= Jeff Kropf =

American politician

Jeff Kropf (born February 7, 1959) is a former Oregon State Representative and fifth generation Oregon farmer from Halsey, Oregon. Kropf served as Chairman of the House Agriculture Committee for two legislative sessions and served two sessions on the Transportation and General Government Ways and Means subcommittees and full Ways and Means for two years. Kropf currently lives on the family farm in Halsey after owning a farm for 17 years north of Sublimity, and has owned several small businesses. He currently hosts a daily morning political radio talk show on KSLM in Salem while also farming in Halsey and is the executive director of the Oregon Capitol Watch Foundation. He is the former state director of the Oregon chapter of Americans for Prosperity.

Jeff co-founded Oregon Connections Academy (now Oregon Charter Academy) in 2005, an online K-12 public charter school that now serves approximately 5000 students. He served as board President until retiring in 2020.

==Early life==
Kropf was born on February 7, 1959, in Albany, Oregon. In 1995 he married Peggy Sue McCauley and became step father to Peggy Sue's son Cris. They divorced in 2019.

==Political career==
Former Representative Jeff Kropf, a Republican, served Oregon House District 17, which consists of Linn and Marion counties. House District 17 includes the cities of Sweet Home, Lebanon, Scio, Stayton, Sublimity and the cities of the Santiam Canyon.

He served as Chairman of the House Agriculture Committee for two legislative sessions and served two sessions on the Transportation and Ways and Means subcommittees.

As Chairman of the Agriculture Committee, he participated in the formulation and passage of the 2002 Federal Farm Bill, including provisions beneficial to Oregon's specialty crops and rural communities.
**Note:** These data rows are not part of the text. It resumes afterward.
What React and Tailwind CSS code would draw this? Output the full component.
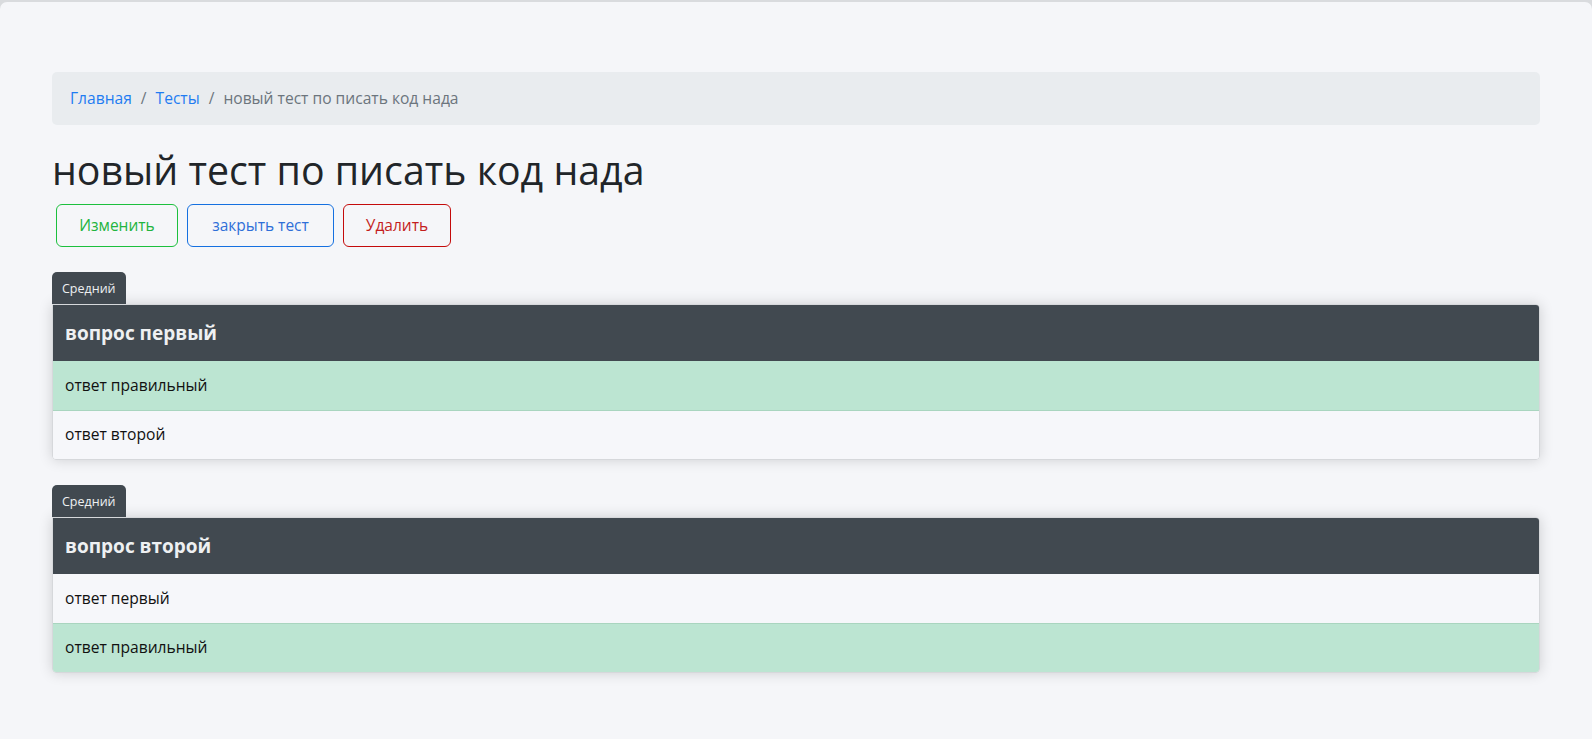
import React from 'react';

const FONT = { fontFamily: '"Open Sans", "Noto Sans", sans-serif' };

const QUESTIONS = [
  {
    title: 'вопрос первый',
    level: 'Средний',
    answers: [
      { text: 'ответ правильный', right: true },
      { text: 'ответ второй', right: false },
    ],
  },
  {
    title: 'вопрос второй',
    level: 'Средний',
    answers: [
      { text: 'ответ первый', right: false },
      { text: 'ответ правильный', right: true },
    ],
  },
];

const QuestionCard = ({ q }) => (
  <div className="mb-[25px]">
    <div className="inline-block rounded-t-[5px] bg-[#414950] px-[10px] pt-[8px] pb-[6px] text-[12.5px] leading-[18px] text-[#eef0f2]">
      {q.level}
    </div>
    <div className="overflow-hidden rounded-b-[4px] rounded-tr-[4px] border border-[#d6d8db] shadow-[0_0_14px_rgba(0,0,0,0.16)]">
      <div className="flex h-[56px] items-center bg-[#414950] px-[12px] text-[19px] font-bold text-[#eef0f2]">
        {q.title}
      </div>
      {q.answers.map((a, i) => (
        <div
          key={i}
          className={`flex h-[49px] items-center px-[12px] text-[15.6px] text-[#111] ${
            a.right ? 'bg-[#bce5d2]' : 'bg-[#f6f7fa]'
          } ${i > 0 ? 'border-t border-[#a9d5bf]' : ''}`}
        >
          {a.text}
        </div>
      ))}
    </div>
  </div>
);

export default function App() {
  return (
    <div className="min-h-screen w-full bg-[#d9dbde] pt-[2px]" style={FONT}>
      <div className="min-h-[737px] rounded-t-[7px] bg-[#f5f6f9] px-[52px] pt-[70px]">
        <nav className="flex h-[53px] items-center rounded-[5px] bg-[#e9ecef] px-[18px] text-[15.6px] text-[#6c757d]">
          <a className="text-[#1f7cf2]">Главная</a>
          <span className="px-[9px]">/</span>
          <a className="text-[#1f7cf2]">Тесты</a>
          <span className="px-[9px]">/</span>
          <span>новый тест по писать код нада</span>
        </nav>

        <h1 className="mt-[22px] text-[39.3px] leading-[46px] text-[#212529]">новый тест по писать код нада</h1>

        <div className="mt-[11px] flex gap-[9px] pl-[4px]">
          <button className="h-[43px] w-[122px] rounded-[6px] border border-[#1cc03e] text-[15.5px] text-[#22b43f]">Изменить</button>
          <button className="h-[43px] w-[147px] rounded-[6px] border border-[#1570e0] text-[15.5px] text-[#2f6fd8]">закрыть тест</button>
          <button className="h-[43px] w-[108px] rounded-[6px] border border-[#c40b0b] text-[15.5px] text-[#c41e1e]">Удалить</button>
        </div>

        <div className="mt-[25px]">
          {QUESTIONS.map((q, i) => (
            <QuestionCard key={i} q={q} />
          ))}
        </div>
      </div>
    </div>
  );
}
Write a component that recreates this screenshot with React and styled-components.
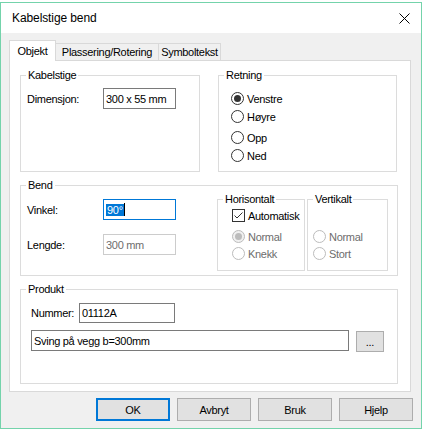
import React from "react";
import styled, { createGlobalStyle } from "styled-components";

const GlobalStyle = createGlobalStyle`
  body {
    margin: 0;
    background: #fff;
    font-family: "Liberation Sans", Arial, sans-serif;
    font-size: 11px;
    letter-spacing: -0.3px;
    color: #000;
  }
`;

const Window = styled.div`
  box-sizing: border-box;
  width: 422px;
  margin-top: 2px;
  border: 1px solid #74d3ab;
  background: #f0f0f0;
`;

const TitleBar = styled.div`
  height: 30px;
  background: #fff;
  display: flex;
  align-items: center;
  justify-content: space-between;
  padding: 0 11px;
  font-size: 12px;
  letter-spacing: -0.1px;
`;

const Body = styled.div`
  padding: 7px 8px 7px 8px;
`;

const TabStrip = styled.div`
  display: flex;
  align-items: flex-end;
  height: 21px;
`;

const Tab = styled.div`
  box-sizing: border-box;
  position: relative;
  z-index: ${p => (p.$active ? 2 : 0)};
  width: ${p => p.$w}px;
  height: ${p => (p.$active ? 21 : 18)}px;
  margin-right: -1px;
  border: 1px solid #d9d9d9;
  border-bottom: none;
  background: ${p => (p.$active ? "#fff" : "#f0f0f0")};
  display: flex;
  align-items: center;
  justify-content: center;
  padding-bottom: ${p => (p.$active ? 0 : 1)}px;
`;

const TabPanel = styled.div`
  position: relative;
  z-index: 1;
  box-sizing: border-box;
  width: 402px;
  height: 332px;
  margin-top: -1px;
  background: #fff;
  border: 1px solid #d9d9d9;
  padding: 7px 12px 7px 10px;
  display: flex;
  flex-direction: column;
  gap: 6px;
`;

const TopRow = styled.div`
  display: flex;
  gap: 18px;
`;

const Group = styled.fieldset`
  box-sizing: border-box;
  margin: 0;
  padding: 0;
  min-width: 0;
  width: ${p => p.$w}px;
  height: ${p => p.$h}px;
  border: 1px solid #dcdcdc;
`;

const Legend = styled.legend`
  margin-left: 5px;
  padding: 0 2px;
  line-height: 14px;
`;

const GroupBody = styled.div`
  padding: ${p => p.$pad};
`;

const BendBody = styled.div`
  display: flex;
  justify-content: space-between;
  padding: 0 9px 0 6px;
`;

const FieldColumn = styled.div`
  margin-top: 7px;
  display: flex;
  flex-direction: column;
  gap: 14px;
`;

const SubGroups = styled.div`
  display: flex;
  gap: 2px;
`;

const FieldRow = styled.div`
  display: flex;
  align-items: center;
  margin-top: ${p => p.$mt || 0}px;
`;

const ProductRow = styled.div`
  display: flex;
  align-items: flex-start;
  gap: 7px;
  margin-top: 7px;
`;

const Label = styled.span`
  width: ${p => p.$w}px;
  flex: none;
`;

const TextBox = styled.div`
  box-sizing: border-box;
  width: ${p => p.$w}px;
  height: ${p => p.$h || 21}px;
  border: 1px solid
    ${p => (p.$focus ? "#0078d7" : p.$disabled ? "#cccccc" : "#7a7a7a")};
  background: #fff;
  color: ${p => (p.$disabled ? "#6d6d6d" : "#000")};
  padding-left: 2px;
  display: flex;
  align-items: center;
  white-space: nowrap;
`;

const Selection = styled.span`
  background: #0078d7;
  color: #fff;
  line-height: 12px;
  padding: 0 1px;
`;

const Caret = styled.span`
  width: 1px;
  height: 13px;
  background: #000;
`;

const OptionRow = styled.div`
  display: flex;
  align-items: center;
  gap: 3px;
  height: 17px;
  margin-top: ${p => p.$mt || 0}px;
  color: ${p => (p.$disabled ? "#6d6d6d" : "#000")};
`;

const RadioDot = styled.span`
  box-sizing: border-box;
  width: 13px;
  height: 13px;
  flex: none;
  border-radius: 50%;
  border: 1px solid ${p => (p.$disabled ? "#bcbcbc" : "#333")};
  background: ${p => (p.$disabled && p.$checked ? "#f0f0f0" : "#fff")};
  display: grid;
  place-items: center;
  &::after {
    content: "";
    display: ${p => (p.$checked ? "block" : "none")};
    width: 7px;
    height: 7px;
    border-radius: 50%;
    background: ${p => (p.$disabled ? "#bcbcbc" : "#333")};
  }
`;

const CheckBox = styled.span`
  box-sizing: border-box;
  width: 13px;
  height: 13px;
  flex: none;
  border: 1px solid #333;
  background: #fff;
  display: grid;
  place-items: center;
`;

const BrowseButton = styled.div`
  box-sizing: border-box;
  width: 28px;
  height: 21px;
  margin-top: 1px;
  border: 1px solid #adadad;
  background: #e1e1e1;
  display: flex;
  align-items: center;
  justify-content: center;
`;

const ButtonRow = styled.div`
  display: flex;
  justify-content: flex-end;
  gap: 7px;
  margin-top: 6px;
`;

const DialogButton = styled.div`
  box-sizing: border-box;
  width: 74px;
  height: 23px;
  border: ${p => (p.$primary ? "2px solid #0078d7" : "1px solid #adadad")};
  background: #e1e1e1;
  display: flex;
  align-items: center;
  justify-content: center;
`;

const Radio = ({ label, checked, disabled, mt }) => (
  <OptionRow $disabled={disabled} $mt={mt}>
    <RadioDot $checked={checked} $disabled={disabled} />
    {label}
  </OptionRow>
);

const Check = ({ label, checked }) => (
  <OptionRow>
    <CheckBox>
      {checked && (
        <svg width="11" height="11" viewBox="0 0 11 11">
          <path d="M1.5 5.5 L4 8 L9.5 2.5" fill="none" stroke="#333" strokeWidth="1" />
        </svg>
      )}
    </CheckBox>
    {label}
  </OptionRow>
);

const CloseIcon = () => (
  <svg width="11" height="11" viewBox="0 0 11 11">
    <path d="M0.5 0.5 L10.5 10.5 M10.5 0.5 L0.5 10.5" stroke="#000" strokeWidth="1" />
  </svg>
);

const tabs = [
  { label: "Objekt", w: 47, active: true },
  { label: "Plassering/Rotering", w: 104 },
  { label: "Symboltekst", w: 63 },
];

export default function App() {
  return (
    <>
      <GlobalStyle />
      <Window>
        <TitleBar>
          <span>Kabelstige bend</span>
          <CloseIcon />
        </TitleBar>
        <Body>
          <TabStrip>
            {tabs.map(t => (
              <Tab key={t.label} $w={t.w} $active={t.active}>
                {t.label}
              </Tab>
            ))}
          </TabStrip>
          <TabPanel>
            <TopRow>
              <Group $w={180} $h={104}>
                <Legend>Kabelstige</Legend>
                <GroupBody $pad="6px 0 0 6px">
                  <FieldRow>
                    <Label $w={76}>Dimensjon:</Label>
                    <TextBox $w={73}>300 x 55 mm</TextBox>
                  </FieldRow>
                </GroupBody>
              </Group>
              <Group $w={179} $h={104}>
                <Legend>Retning</Legend>
                <GroupBody $pad="8px 0 0 12px">
                  <Radio label="Venstre" checked />
                  <Radio label="Høyre" mt={1} />
                  <Radio label="Opp" mt={4} />
                  <Radio label="Ned" mt={1} />
                </GroupBody>
              </Group>
            </TopRow>

            <Group $w={378} $h={98}>
              <Legend>Bend</Legend>
              <BendBody>
                <FieldColumn>
                  <FieldRow>
                    <Label $w={76}>Vinkel:</Label>
                    <TextBox $w={73} $focus>
                      <Selection>90°</Selection>
                      <Caret />
                    </TextBox>
                  </FieldRow>
                  <FieldRow>
                    <Label $w={76}>Lengde:</Label>
                    <TextBox $w={73} $disabled>
                      300 mm
                    </TextBox>
                  </FieldRow>
                </FieldColumn>
                <SubGroups>
                  <Group $w={88} $h={79}>
                    <Legend>Horisontalt</Legend>
                    <GroupBody $pad="1px 0 0 14px">
                      <Check label="Automatisk" checked />
                      <Radio label="Normal" checked disabled mt={4} />
                      <Radio label="Knekk" disabled />
                    </GroupBody>
                  </Group>
                  <Group $w={81} $h={79}>
                    <Legend>Vertikalt</Legend>
                    <GroupBody $pad="1px 0 0 5px">
                      <Radio label="Normal" disabled mt={21} />
                      <Radio label="Stort" disabled />
                    </GroupBody>
                  </Group>
                </SubGroups>
              </BendBody>
            </Group>

            <Group $w={378} $h={102}>
              <Legend>Produkt</Legend>
              <GroupBody $pad="7px 0 0 10px">
                <FieldRow>
                  <Label $w={48}>Nummer:</Label>
                  <TextBox $w={96} $h={20}>
                    01112A
                  </TextBox>
                </FieldRow>
                <ProductRow>
                  <TextBox $w={318}>Sving på vegg b=300mm</TextBox>
                  <BrowseButton>...</BrowseButton>
                </ProductRow>
              </GroupBody>
            </Group>
          </TabPanel>

          <ButtonRow>
            <DialogButton $primary>OK</DialogButton>
            <DialogButton>Avbryt</DialogButton>
            <DialogButton>Bruk</DialogButton>
            <DialogButton>Hjelp</DialogButton>
          </ButtonRow>
        </Body>
      </Window>
    </>
  );
}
He also served as a member of the full Joint Ways and Means Committee, and was also assigned to the Ways and Means Natural Resource and General Government Sub-Committees.

Over the 2004 Thanksgiving holiday, Kropf visited Oregon National Guard Combat Infantry Troops serving in Iraq, broadcasting live reports and interviews with Oregon soldiers as a member of the embedded media. He repeated that role in 2006 in Afghanistan again with the Oregon National Guard Combat Infantry Units.

Kropf dropped out of his race for reelection in 2006 after learning that his on-air time as a radio host would require his radio station to grant free air time to his Democratic opponent, Dan Thackaberry. Fred Girod was chosen to succeed him by the Republican party, and won the general election.

==Awards==
Kropf has received numerous awards from conservative business and government watchdog organizations and is a founding member of the New Budget Coalition.

==The Jeff Kropf Show==
Previously he hosted a conservative talk radio show on 1360 KUIK in Hillsboro, Oregon called "The Jeff Kropf Show." This show no longer airs.

==Political Coffee with Jeff Kropf==
Kropf currently hosts a conservative talk radio show on AM 1220 and 104.3 FM out of Salem, Oregon every weekday from 6AM-7AM (PST). Listeners are encouraged to call in, or email the show, focusing on current local political happenings. The show is tagged as “a little politics with your morning coffee”. The show offers a daily podcast of each morning show.